→ **PROBLEM TO SOLVE**
Reproduce the listing exactly, with no pictures in your copy.

→ **DATASET EXCERPT**

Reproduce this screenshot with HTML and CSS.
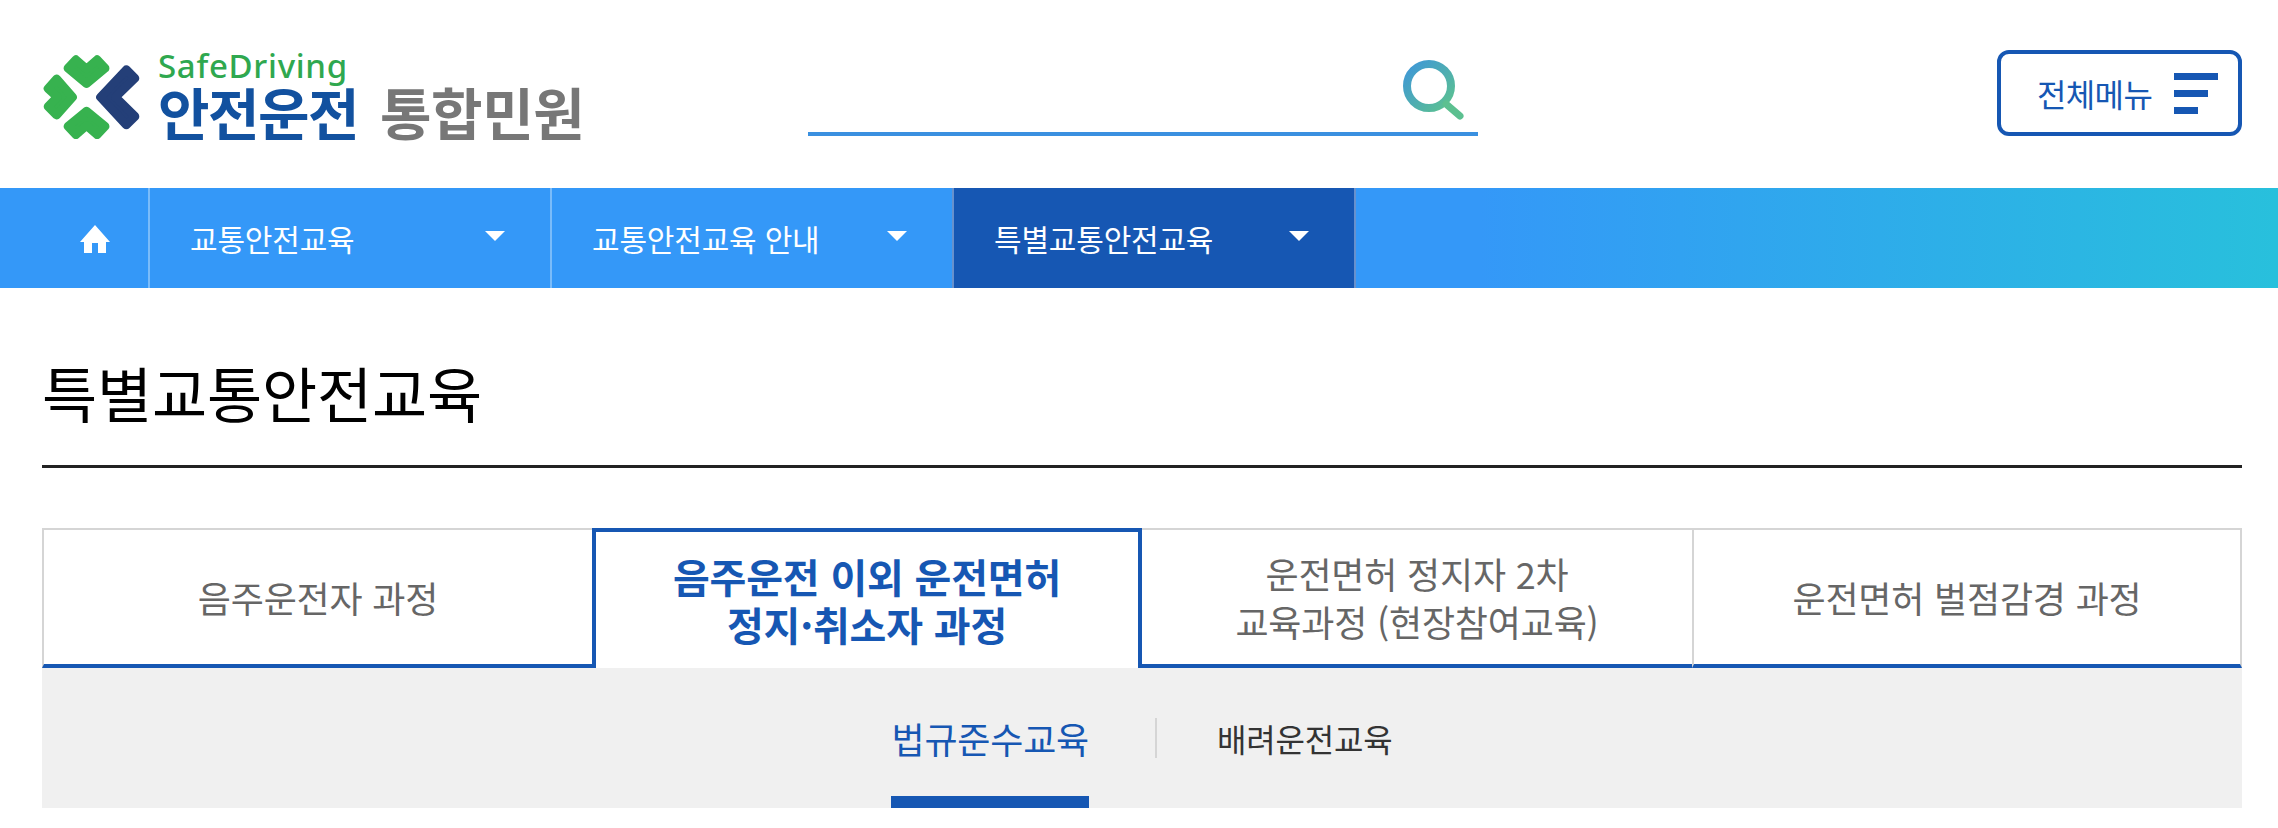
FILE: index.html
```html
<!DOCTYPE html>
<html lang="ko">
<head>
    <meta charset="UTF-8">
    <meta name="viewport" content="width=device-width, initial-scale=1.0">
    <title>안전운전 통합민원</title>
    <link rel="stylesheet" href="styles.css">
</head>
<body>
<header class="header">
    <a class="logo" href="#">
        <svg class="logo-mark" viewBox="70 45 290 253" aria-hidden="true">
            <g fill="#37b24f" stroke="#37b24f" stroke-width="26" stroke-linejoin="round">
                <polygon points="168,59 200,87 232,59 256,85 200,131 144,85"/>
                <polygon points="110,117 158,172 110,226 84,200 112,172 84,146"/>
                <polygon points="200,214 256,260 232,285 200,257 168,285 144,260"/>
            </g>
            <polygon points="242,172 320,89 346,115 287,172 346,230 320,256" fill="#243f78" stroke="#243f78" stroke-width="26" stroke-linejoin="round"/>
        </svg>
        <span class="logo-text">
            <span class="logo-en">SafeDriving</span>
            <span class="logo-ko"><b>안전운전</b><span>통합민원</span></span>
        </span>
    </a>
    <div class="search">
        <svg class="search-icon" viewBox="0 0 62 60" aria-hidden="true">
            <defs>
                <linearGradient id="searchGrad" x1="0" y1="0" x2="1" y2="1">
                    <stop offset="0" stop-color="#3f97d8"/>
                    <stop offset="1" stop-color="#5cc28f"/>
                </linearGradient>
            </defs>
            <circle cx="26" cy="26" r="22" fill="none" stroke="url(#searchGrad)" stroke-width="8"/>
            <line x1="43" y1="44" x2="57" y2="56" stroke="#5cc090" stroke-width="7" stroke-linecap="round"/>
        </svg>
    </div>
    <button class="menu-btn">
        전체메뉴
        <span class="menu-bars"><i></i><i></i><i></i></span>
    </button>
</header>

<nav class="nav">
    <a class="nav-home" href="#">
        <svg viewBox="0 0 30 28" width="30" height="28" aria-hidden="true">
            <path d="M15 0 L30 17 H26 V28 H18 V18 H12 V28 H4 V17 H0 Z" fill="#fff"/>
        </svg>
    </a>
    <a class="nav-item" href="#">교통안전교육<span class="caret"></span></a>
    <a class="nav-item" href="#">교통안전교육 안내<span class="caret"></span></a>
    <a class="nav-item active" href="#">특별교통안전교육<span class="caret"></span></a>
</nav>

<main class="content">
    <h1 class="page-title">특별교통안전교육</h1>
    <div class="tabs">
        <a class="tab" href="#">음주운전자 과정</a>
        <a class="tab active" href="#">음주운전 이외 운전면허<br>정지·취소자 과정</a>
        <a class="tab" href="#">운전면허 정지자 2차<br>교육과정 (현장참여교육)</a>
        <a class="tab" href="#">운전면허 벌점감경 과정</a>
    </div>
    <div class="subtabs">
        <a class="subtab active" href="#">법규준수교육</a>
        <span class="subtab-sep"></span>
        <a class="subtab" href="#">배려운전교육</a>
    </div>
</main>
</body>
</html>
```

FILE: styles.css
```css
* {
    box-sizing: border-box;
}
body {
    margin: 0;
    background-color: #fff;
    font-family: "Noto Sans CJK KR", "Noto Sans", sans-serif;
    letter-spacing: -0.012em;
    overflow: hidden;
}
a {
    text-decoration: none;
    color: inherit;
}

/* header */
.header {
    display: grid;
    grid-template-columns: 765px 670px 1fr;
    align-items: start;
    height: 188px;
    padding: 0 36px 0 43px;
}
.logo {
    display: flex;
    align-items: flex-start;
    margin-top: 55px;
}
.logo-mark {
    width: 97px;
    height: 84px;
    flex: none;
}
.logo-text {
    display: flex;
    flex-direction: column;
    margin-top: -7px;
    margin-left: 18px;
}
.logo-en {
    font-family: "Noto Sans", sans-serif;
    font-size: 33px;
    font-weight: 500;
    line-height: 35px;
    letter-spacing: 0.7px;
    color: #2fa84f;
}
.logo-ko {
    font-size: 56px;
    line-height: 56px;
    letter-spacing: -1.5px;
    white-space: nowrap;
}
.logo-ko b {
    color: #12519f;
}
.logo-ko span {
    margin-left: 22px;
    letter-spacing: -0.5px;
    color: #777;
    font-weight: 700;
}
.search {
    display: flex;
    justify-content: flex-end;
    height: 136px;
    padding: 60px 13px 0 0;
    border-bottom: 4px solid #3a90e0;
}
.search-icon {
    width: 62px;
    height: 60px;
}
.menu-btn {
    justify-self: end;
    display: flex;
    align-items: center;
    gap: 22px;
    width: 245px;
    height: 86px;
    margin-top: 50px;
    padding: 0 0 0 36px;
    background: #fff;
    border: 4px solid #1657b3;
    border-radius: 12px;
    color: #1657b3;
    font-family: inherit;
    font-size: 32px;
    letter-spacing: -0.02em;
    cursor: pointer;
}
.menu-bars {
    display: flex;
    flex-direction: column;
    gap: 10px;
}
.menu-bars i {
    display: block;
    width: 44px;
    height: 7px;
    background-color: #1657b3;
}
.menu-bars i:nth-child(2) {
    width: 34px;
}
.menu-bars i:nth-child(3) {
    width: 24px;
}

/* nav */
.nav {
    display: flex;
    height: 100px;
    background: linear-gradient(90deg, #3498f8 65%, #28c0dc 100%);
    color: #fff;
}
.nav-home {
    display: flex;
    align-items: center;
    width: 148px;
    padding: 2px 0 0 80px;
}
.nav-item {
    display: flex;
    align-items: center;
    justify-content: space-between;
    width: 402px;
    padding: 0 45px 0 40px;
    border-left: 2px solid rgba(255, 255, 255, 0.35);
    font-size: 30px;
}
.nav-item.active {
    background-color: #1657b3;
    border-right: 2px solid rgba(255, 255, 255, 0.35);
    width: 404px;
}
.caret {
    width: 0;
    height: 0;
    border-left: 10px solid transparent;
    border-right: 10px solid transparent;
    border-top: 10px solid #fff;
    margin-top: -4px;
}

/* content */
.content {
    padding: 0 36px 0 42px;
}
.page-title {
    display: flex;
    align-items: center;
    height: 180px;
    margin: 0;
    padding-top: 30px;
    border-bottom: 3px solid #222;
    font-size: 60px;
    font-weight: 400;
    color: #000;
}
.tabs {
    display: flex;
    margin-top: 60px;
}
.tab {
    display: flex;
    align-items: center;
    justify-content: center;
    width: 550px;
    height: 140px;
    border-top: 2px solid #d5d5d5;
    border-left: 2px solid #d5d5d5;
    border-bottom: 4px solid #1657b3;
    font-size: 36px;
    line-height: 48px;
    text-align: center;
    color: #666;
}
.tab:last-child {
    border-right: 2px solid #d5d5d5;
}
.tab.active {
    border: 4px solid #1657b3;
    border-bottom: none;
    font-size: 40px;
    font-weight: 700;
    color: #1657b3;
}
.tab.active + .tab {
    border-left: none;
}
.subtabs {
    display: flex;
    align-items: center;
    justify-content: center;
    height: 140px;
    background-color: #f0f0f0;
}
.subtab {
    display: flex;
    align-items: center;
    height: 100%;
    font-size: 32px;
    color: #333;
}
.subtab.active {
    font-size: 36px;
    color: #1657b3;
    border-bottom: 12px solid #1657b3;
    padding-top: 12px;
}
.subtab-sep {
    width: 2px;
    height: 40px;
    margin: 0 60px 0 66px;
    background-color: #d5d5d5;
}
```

→ **OUTPUT OF THE EXERCISE**
Reproduce this screenshot with HTML and CSS.
FILE: index.html
```html
<!DOCTYPE html>
<html lang="ko">
<head>
    <meta charset="UTF-8">
    <meta name="viewport" content="width=device-width, initial-scale=1.0">
    <title>안전운전 통합민원</title>
    <link rel="stylesheet" href="styles.css">
</head>
<body>
<header class="header">
    <a class="logo" href="#">
        <svg class="logo-mark" viewBox="70 45 290 253" aria-hidden="true">
            <g fill="#37b24f" stroke="#37b24f" stroke-width="26" stroke-linejoin="round">
                <polygon points="168,59 200,87 232,59 256,85 200,131 144,85"/>
                <polygon points="110,117 158,172 110,226 84,200 112,172 84,146"/>
                <polygon points="200,214 256,260 232,285 200,257 168,285 144,260"/>
            </g>
            <polygon points="242,172 320,89 346,115 287,172 346,230 320,256" fill="#243f78" stroke="#243f78" stroke-width="26" stroke-linejoin="round"/>
        </svg>
        <span class="logo-text">
            <span class="logo-en">SafeDriving</span>
            <span class="logo-ko"><b>안전운전</b><span>통합민원</span></span>
        </span>
    </a>
    <div class="search">
        <svg class="search-icon" viewBox="0 0 62 60" aria-hidden="true">
            <defs>
                <linearGradient id="searchGrad" x1="0" y1="0" x2="1" y2="1">
                    <stop offset="0" stop-color="#3f97d8"/>
                    <stop offset="1" stop-color="#5cc28f"/>
                </linearGradient>
            </defs>
            <circle cx="26" cy="26" r="22" fill="none" stroke="url(#searchGrad)" stroke-width="8"/>
            <line x1="43" y1="44" x2="57" y2="56" stroke="#5cc090" stroke-width="7" stroke-linecap="round"/>
        </svg>
    </div>
    <button class="menu-btn">
        전체메뉴
        <span class="menu-bars"><i></i><i></i><i></i></span>
    </button>
</header>

<nav class="nav">
    <a class="nav-home" href="#">
        <svg viewBox="0 0 30 28" width="30" height="28" aria-hidden="true">
            <path d="M15 0 L30 17 H26 V28 H18 V18 H12 V28 H4 V17 H0 Z" fill="#fff"/>
        </svg>
    </a>
    <a class="nav-item" href="#">교통안전교육<span class="caret"></span></a>
    <a class="nav-item" href="#">교통안전교육 안내<span class="caret"></span></a>
    <a class="nav-item active" href="#">특별교통안전교육<span class="caret"></span></a>
</nav>

<main class="content">
    <h1 class="page-title">특별교통안전교육</h1>
    <div class="tabs">
        <a class="tab" href="#">음주운전자 과정</a>
        <a class="tab active" href="#">음주운전 이외 운전면허<br>정지·취소자 과정</a>
        <a class="tab" href="#">운전면허 정지자 2차<br>교육과정 (현장참여교육)</a>
        <a class="tab" href="#">운전면허 벌점감경 과정</a>
    </div>
    <div class="subtabs">
        <a class="subtab active" href="#">법규준수교육</a>
        <span class="subtab-sep"></span>
        <a class="subtab" href="#">배려운전교육</a>
    </div>
</main>
</body>
</html>
```

FILE: styles.css
```css
* {
    box-sizing: border-box;
}
body {
    margin: 0;
    background-color: #fff;
    font-family: "Noto Sans CJK KR", "Noto Sans", sans-serif;
    letter-spacing: -0.012em;
    overflow: hidden;
}
a {
    text-decoration: none;
    color: inherit;
}

/* header */
.header {
    display: grid;
    grid-template-columns: 765px 670px 1fr;
    align-items: start;
    height: 188px;
    padding: 0 36px 0 43px;
}
.logo {
    display: flex;
    align-items: flex-start;
    margin-top: 55px;
}
.logo-mark {
    width: 97px;
    height: 84px;
    flex: none;
}
.logo-text {
    display: flex;
    flex-direction: column;
    margin-top: -7px;
    margin-left: 18px;
}
.logo-en {
    font-family: "Noto Sans", sans-serif;
    font-size: 33px;
    font-weight: 500;
    line-height: 35px;
    letter-spacing: 0.7px;
    color: #2fa84f;
}
.logo-ko {
    font-size: 56px;
    line-height: 56px;
    letter-spacing: -1.5px;
    white-space: nowrap;
}
.logo-ko b {
    color: #12519f;
}
.logo-ko span {
    margin-left: 22px;
    letter-spacing: -0.5px;
    color: #777;
    font-weight: 700;
}
.search {
    display: flex;
    justify-content: flex-end;
    height: 136px;
    padding: 60px 13px 0 0;
    border-bottom: 4px solid #3a90e0;
}
.search-icon {
    width: 62px;
    height: 60px;
}
.menu-btn {
    justify-self: end;
    display: flex;
    align-items: center;
    gap: 22px;
    width: 245px;
    height: 86px;
    margin-top: 50px;
    padding: 0 0 0 36px;
    background: #fff;
    border: 4px solid #1657b3;
    border-radius: 12px;
    color: #1657b3;
    font-family: inherit;
    font-size: 32px;
    letter-spacing: -0.02em;
    cursor: pointer;
}
.menu-bars {
    display: flex;
    flex-direction: column;
    gap: 10px;
}
.menu-bars i {
    display: block;
    width: 44px;
    height: 7px;
    background-color: #1657b3;
}
.menu-bars i:nth-child(2) {
    width: 34px;
}
.menu-bars i:nth-child(3) {
    width: 24px;
}

/* nav */
.nav {
    display: flex;
    height: 100px;
    background: linear-gradient(90deg, #3498f8 65%, #28c0dc 100%);
    color: #fff;
}
.nav-home {
    display: flex;
    align-items: center;
    width: 148px;
    padding: 2px 0 0 80px;
}
.nav-item {
    display: flex;
    align-items: center;
    justify-content: space-between;
    width: 402px;
    padding: 0 45px 0 40px;
    border-left: 2px solid rgba(255, 255, 255, 0.35);
    font-size: 30px;
}
.nav-item.active {
    background-color: #1657b3;
    border-right: 2px solid rgba(255, 255, 255, 0.35);
    width: 404px;
}
.caret {
    width: 0;
    height: 0;
    border-left: 10px solid transparent;
    border-right: 10px solid transparent;
    border-top: 10px solid #fff;
    margin-top: -4px;
}

/* content */
.content {
    padding: 0 36px 0 42px;
}
.page-title {
    display: flex;
    align-items: center;
    height: 180px;
    margin: 0;
    padding-top: 30px;
    border-bottom: 3px solid #222;
    font-size: 60px;
    font-weight: 400;
    color: #000;
}
.tabs {
    display: flex;
    margin-top: 60px;
}
.tab {
    display: flex;
    align-items: center;
    justify-content: center;
    width: 550px;
    height: 140px;
    border-top: 2px solid #d5d5d5;
    border-left: 2px solid #d5d5d5;
    border-bottom: 4px solid #1657b3;
    font-size: 36px;
    line-height: 48px;
    text-align: center;
    color: #666;
}
.tab:last-child {
    border-right: 2px solid #d5d5d5;
}
.tab.active {
    border: 4px solid #1657b3;
    border-bottom: none;
    font-size: 40px;
    font-weight: 700;
    color: #1657b3;
}
.tab.active + .tab {
    border-left: none;
}
.subtabs {
    display: flex;
    align-items: center;
    justify-content: center;
    height: 140px;
    background-color: #f0f0f0;
}
.subtab {
    display: flex;
    align-items: center;
    height: 100%;
    font-size: 32px;
    color: #333;
}
.subtab.active {
    font-size: 36px;
    color: #1657b3;
    border-bottom: 12px solid #1657b3;
    padding-top: 12px;
}
.subtab-sep {
    width: 2px;
    height: 40px;
    margin: 0 60px 0 66px;
    background-color: #d5d5d5;
}
```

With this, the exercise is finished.